Back to top form, Might And Power was installed 11/8-on favourite (approximately $1.70) for the Cox Plate. His trainer, Jack Denham, had been runner-up in the two previous editions, with Filante, and victory would give Might And Power a place in history. He would become only the second horse, after Rising Fast in 1954, to win the Cox Plate and the Caulfield and Melbourne Cups, and the first reigning Melbourne Cup winner since Phar Lap in 1931 to win the Cox Plate. As a result, nearly 40,000 racegoers packed Moonee Valley racecourse on 24 October 1998. Heading down the straight for the first time, rival jockeys pressed through on the inside in an attempt to clutter him behind other horses, but Jim Cassidy swung Might And Power four-deep on the turn out of the straight, and took over down the side of the course. Setting a strong pace, the rest of the field began to tire behind him, and Might And Power turned for home two lengths clear. AJC Derby placegetter Northern Drake loomed up strongly, at 100/1, but Might And Power held on comfortably to win by just over a length in course record time.
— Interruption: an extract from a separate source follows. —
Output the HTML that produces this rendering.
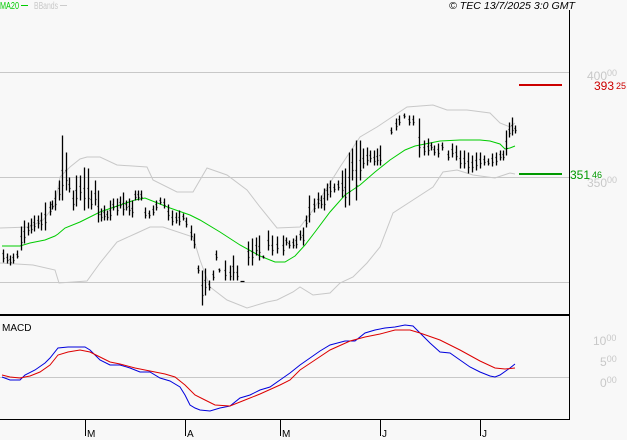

Two weeks later, in what would prove the last win of his career, Might And Power beat a sub-standard field by seven lengths in the VRC Queen Elizabeth Stakes. Owner Nick Moraitis was invited to run Might And Power in the Japan Cup but was unable to secure a direct flight, and elected to send the horse for a spell.

In the new year, Might And Power bowed a tendon in training, and was off the scene for 18 months.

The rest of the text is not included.